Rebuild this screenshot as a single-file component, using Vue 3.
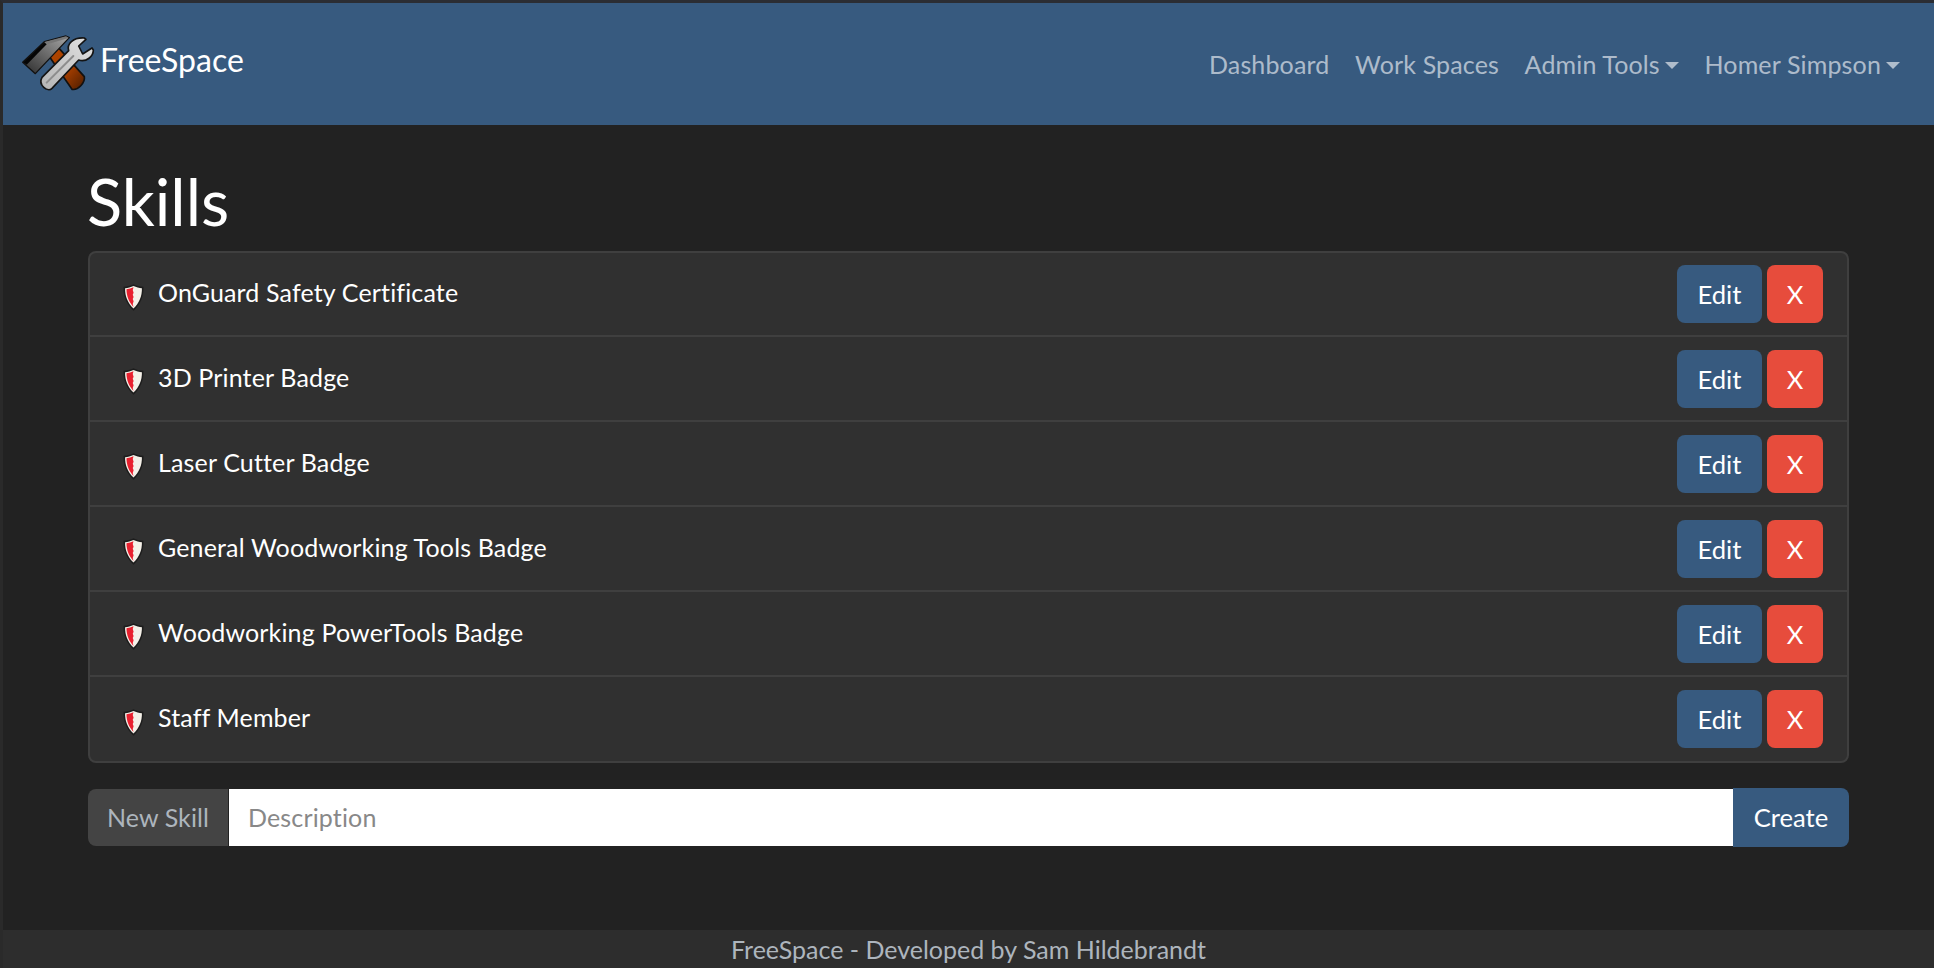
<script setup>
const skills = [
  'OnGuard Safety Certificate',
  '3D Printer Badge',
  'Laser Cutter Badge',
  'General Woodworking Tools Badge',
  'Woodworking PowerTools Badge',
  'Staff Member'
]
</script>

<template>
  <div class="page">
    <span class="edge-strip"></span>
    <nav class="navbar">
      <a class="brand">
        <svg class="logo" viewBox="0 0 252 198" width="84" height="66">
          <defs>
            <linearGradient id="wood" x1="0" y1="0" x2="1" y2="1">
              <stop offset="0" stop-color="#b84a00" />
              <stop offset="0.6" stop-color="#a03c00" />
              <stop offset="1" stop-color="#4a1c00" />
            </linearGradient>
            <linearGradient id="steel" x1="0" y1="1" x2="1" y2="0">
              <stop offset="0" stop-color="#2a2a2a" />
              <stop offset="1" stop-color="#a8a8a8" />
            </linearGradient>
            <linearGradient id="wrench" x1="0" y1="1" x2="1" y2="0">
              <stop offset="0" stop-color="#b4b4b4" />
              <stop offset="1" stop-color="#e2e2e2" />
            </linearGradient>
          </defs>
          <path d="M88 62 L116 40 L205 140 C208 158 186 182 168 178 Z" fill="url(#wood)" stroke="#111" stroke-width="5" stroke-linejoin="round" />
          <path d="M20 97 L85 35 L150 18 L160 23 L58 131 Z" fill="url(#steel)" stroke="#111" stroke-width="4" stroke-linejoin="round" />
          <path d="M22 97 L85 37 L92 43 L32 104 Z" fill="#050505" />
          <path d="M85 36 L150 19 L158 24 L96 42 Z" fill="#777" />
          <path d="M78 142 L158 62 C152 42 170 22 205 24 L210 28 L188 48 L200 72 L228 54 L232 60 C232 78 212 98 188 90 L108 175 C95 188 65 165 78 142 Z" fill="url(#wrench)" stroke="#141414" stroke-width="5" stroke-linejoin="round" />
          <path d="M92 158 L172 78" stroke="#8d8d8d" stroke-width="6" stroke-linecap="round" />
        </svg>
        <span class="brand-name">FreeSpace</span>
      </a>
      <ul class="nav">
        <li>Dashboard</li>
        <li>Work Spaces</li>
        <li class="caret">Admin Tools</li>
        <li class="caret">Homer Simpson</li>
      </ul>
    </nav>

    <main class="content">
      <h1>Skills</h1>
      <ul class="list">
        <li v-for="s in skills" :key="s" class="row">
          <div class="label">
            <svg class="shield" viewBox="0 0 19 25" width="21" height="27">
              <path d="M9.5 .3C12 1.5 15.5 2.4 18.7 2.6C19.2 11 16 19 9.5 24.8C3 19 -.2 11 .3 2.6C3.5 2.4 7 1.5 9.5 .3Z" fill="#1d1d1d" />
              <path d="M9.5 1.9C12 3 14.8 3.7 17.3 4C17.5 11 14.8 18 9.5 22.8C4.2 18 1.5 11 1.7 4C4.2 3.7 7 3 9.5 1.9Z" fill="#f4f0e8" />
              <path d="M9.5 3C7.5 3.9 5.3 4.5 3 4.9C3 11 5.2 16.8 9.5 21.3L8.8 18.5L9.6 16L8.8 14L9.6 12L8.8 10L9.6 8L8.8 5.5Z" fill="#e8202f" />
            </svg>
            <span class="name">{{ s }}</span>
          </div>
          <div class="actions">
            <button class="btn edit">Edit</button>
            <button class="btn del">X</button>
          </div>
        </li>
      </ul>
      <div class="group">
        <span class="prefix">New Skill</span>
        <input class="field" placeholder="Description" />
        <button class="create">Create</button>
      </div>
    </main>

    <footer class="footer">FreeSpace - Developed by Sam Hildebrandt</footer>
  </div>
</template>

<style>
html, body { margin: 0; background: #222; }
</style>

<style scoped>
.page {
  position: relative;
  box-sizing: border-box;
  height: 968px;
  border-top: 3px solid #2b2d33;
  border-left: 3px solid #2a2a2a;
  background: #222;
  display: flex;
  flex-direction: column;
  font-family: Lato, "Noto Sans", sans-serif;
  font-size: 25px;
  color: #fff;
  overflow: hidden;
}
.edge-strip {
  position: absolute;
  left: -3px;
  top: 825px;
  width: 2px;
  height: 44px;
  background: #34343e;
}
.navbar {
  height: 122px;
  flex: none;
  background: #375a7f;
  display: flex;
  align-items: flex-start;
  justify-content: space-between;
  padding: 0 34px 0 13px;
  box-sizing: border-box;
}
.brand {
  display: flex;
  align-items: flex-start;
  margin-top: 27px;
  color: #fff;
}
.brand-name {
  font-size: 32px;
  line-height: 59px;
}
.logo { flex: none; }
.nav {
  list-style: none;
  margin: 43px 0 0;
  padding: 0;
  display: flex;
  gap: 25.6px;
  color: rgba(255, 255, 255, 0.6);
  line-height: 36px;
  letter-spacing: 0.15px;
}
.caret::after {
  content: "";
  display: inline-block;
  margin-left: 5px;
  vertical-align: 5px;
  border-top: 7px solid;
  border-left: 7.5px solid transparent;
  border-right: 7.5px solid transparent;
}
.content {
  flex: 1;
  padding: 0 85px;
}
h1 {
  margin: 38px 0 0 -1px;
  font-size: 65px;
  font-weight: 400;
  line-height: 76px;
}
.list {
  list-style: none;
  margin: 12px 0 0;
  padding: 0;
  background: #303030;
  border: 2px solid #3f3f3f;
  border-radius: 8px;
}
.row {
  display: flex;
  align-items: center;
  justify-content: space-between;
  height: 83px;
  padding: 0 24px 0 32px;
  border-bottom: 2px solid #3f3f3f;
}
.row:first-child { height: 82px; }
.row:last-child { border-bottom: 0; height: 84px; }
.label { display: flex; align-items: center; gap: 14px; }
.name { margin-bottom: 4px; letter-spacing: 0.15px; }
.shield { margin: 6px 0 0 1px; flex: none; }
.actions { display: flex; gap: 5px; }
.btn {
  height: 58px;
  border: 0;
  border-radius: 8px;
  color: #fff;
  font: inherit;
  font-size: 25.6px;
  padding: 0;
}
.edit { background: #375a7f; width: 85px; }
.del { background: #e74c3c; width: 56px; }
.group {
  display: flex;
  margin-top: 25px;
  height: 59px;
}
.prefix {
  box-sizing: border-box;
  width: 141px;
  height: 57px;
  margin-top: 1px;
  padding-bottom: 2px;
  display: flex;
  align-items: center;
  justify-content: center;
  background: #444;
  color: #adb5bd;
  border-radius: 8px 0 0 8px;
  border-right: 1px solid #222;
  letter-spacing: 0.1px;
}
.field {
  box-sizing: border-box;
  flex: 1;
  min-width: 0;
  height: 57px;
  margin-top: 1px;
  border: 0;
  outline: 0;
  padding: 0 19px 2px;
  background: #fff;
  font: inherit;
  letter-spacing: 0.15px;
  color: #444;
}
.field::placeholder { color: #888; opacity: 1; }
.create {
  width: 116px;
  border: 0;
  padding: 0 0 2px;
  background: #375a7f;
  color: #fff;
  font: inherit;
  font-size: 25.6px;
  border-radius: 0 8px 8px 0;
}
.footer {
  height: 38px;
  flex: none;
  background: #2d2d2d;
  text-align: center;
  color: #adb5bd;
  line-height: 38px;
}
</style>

+ + + +

### Directions for this task
Your copy of the data above should match it exactly, except that pictures are left out.

### Answer for this exercise
Rebuild this screenshot as a single-file component, using Vue 3.
<script setup>
const skills = [
  'OnGuard Safety Certificate',
  '3D Printer Badge',
  'Laser Cutter Badge',
  'General Woodworking Tools Badge',
  'Woodworking PowerTools Badge',
  'Staff Member'
]
</script>

<template>
  <div class="page">
    <span class="edge-strip"></span>
    <nav class="navbar">
      <a class="brand">
        <svg class="logo" viewBox="0 0 252 198" width="84" height="66">
          <defs>
            <linearGradient id="wood" x1="0" y1="0" x2="1" y2="1">
              <stop offset="0" stop-color="#b84a00" />
              <stop offset="0.6" stop-color="#a03c00" />
              <stop offset="1" stop-color="#4a1c00" />
            </linearGradient>
            <linearGradient id="steel" x1="0" y1="1" x2="1" y2="0">
              <stop offset="0" stop-color="#2a2a2a" />
              <stop offset="1" stop-color="#a8a8a8" />
            </linearGradient>
            <linearGradient id="wrench" x1="0" y1="1" x2="1" y2="0">
              <stop offset="0" stop-color="#b4b4b4" />
              <stop offset="1" stop-color="#e2e2e2" />
            </linearGradient>
          </defs>
          <path d="M88 62 L116 40 L205 140 C208 158 186 182 168 178 Z" fill="url(#wood)" stroke="#111" stroke-width="5" stroke-linejoin="round" />
          <path d="M20 97 L85 35 L150 18 L160 23 L58 131 Z" fill="url(#steel)" stroke="#111" stroke-width="4" stroke-linejoin="round" />
          <path d="M22 97 L85 37 L92 43 L32 104 Z" fill="#050505" />
          <path d="M85 36 L150 19 L158 24 L96 42 Z" fill="#777" />
          <path d="M78 142 L158 62 C152 42 170 22 205 24 L210 28 L188 48 L200 72 L228 54 L232 60 C232 78 212 98 188 90 L108 175 C95 188 65 165 78 142 Z" fill="url(#wrench)" stroke="#141414" stroke-width="5" stroke-linejoin="round" />
          <path d="M92 158 L172 78" stroke="#8d8d8d" stroke-width="6" stroke-linecap="round" />
        </svg>
        <span class="brand-name">FreeSpace</span>
      </a>
      <ul class="nav">
        <li>Dashboard</li>
        <li>Work Spaces</li>
        <li class="caret">Admin Tools</li>
        <li class="caret">Homer Simpson</li>
      </ul>
    </nav>

    <main class="content">
      <h1>Skills</h1>
      <ul class="list">
        <li v-for="s in skills" :key="s" class="row">
          <div class="label">
            <svg class="shield" viewBox="0 0 19 25" width="21" height="27">
              <path d="M9.5 .3C12 1.5 15.5 2.4 18.7 2.6C19.2 11 16 19 9.5 24.8C3 19 -.2 11 .3 2.6C3.5 2.4 7 1.5 9.5 .3Z" fill="#1d1d1d" />
              <path d="M9.5 1.9C12 3 14.8 3.7 17.3 4C17.5 11 14.8 18 9.5 22.8C4.2 18 1.5 11 1.7 4C4.2 3.7 7 3 9.5 1.9Z" fill="#f4f0e8" />
              <path d="M9.5 3C7.5 3.9 5.3 4.5 3 4.9C3 11 5.2 16.8 9.5 21.3L8.8 18.5L9.6 16L8.8 14L9.6 12L8.8 10L9.6 8L8.8 5.5Z" fill="#e8202f" />
            </svg>
            <span class="name">{{ s }}</span>
          </div>
          <div class="actions">
            <button class="btn edit">Edit</button>
            <button class="btn del">X</button>
          </div>
        </li>
      </ul>
      <div class="group">
        <span class="prefix">New Skill</span>
        <input class="field" placeholder="Description" />
        <button class="create">Create</button>
      </div>
    </main>

    <footer class="footer">FreeSpace - Developed by Sam Hildebrandt</footer>
  </div>
</template>

<style>
html, body { margin: 0; background: #222; }
</style>

<style scoped>
.page {
  position: relative;
  box-sizing: border-box;
  height: 968px;
  border-top: 3px solid #2b2d33;
  border-left: 3px solid #2a2a2a;
  background: #222;
  display: flex;
  flex-direction: column;
  font-family: Lato, "Noto Sans", sans-serif;
  font-size: 25px;
  color: #fff;
  overflow: hidden;
}
.edge-strip {
  position: absolute;
  left: -3px;
  top: 825px;
  width: 2px;
  height: 44px;
  background: #34343e;
}
.navbar {
  height: 122px;
  flex: none;
  background: #375a7f;
  display: flex;
  align-items: flex-start;
  justify-content: space-between;
  padding: 0 34px 0 13px;
  box-sizing: border-box;
}
.brand {
  display: flex;
  align-items: flex-start;
  margin-top: 27px;
  color: #fff;
}
.brand-name {
  font-size: 32px;
  line-height: 59px;
}
.logo { flex: none; }
.nav {
  list-style: none;
  margin: 43px 0 0;
  padding: 0;
  display: flex;
  gap: 25.6px;
  color: rgba(255, 255, 255, 0.6);
  line-height: 36px;
  letter-spacing: 0.15px;
}
.caret::after {
  content: "";
  display: inline-block;
  margin-left: 5px;
  vertical-align: 5px;
  border-top: 7px solid;
  border-left: 7.5px solid transparent;
  border-right: 7.5px solid transparent;
}
.content {
  flex: 1;
  padding: 0 85px;
}
h1 {
  margin: 38px 0 0 -1px;
  font-size: 65px;
  font-weight: 400;
  line-height: 76px;
}
.list {
  list-style: none;
  margin: 12px 0 0;
  padding: 0;
  background: #303030;
  border: 2px solid #3f3f3f;
  border-radius: 8px;
}
.row {
  display: flex;
  align-items: center;
  justify-content: space-between;
  height: 83px;
  padding: 0 24px 0 32px;
  border-bottom: 2px solid #3f3f3f;
}
.row:first-child { height: 82px; }
.row:last-child { border-bottom: 0; height: 84px; }
.label { display: flex; align-items: center; gap: 14px; }
.name { margin-bottom: 4px; letter-spacing: 0.15px; }
.shield { margin: 6px 0 0 1px; flex: none; }
.actions { display: flex; gap: 5px; }
.btn {
  height: 58px;
  border: 0;
  border-radius: 8px;
  color: #fff;
  font: inherit;
  font-size: 25.6px;
  padding: 0;
}
.edit { background: #375a7f; width: 85px; }
.del { background: #e74c3c; width: 56px; }
.group {
  display: flex;
  margin-top: 25px;
  height: 59px;
}
.prefix {
  box-sizing: border-box;
  width: 141px;
  height: 57px;
  margin-top: 1px;
  padding-bottom: 2px;
  display: flex;
  align-items: center;
  justify-content: center;
  background: #444;
  color: #adb5bd;
  border-radius: 8px 0 0 8px;
  border-right: 1px solid #222;
  letter-spacing: 0.1px;
}
.field {
  box-sizing: border-box;
  flex: 1;
  min-width: 0;
  height: 57px;
  margin-top: 1px;
  border: 0;
  outline: 0;
  padding: 0 19px 2px;
  background: #fff;
  font: inherit;
  letter-spacing: 0.15px;
  color: #444;
}
.field::placeholder { color: #888; opacity: 1; }
.create {
  width: 116px;
  border: 0;
  padding: 0 0 2px;
  background: #375a7f;
  color: #fff;
  font: inherit;
  font-size: 25.6px;
  border-radius: 0 8px 8px 0;
}
.footer {
  height: 38px;
  flex: none;
  background: #2d2d2d;
  text-align: center;
  color: #adb5bd;
  line-height: 38px;
}
</style>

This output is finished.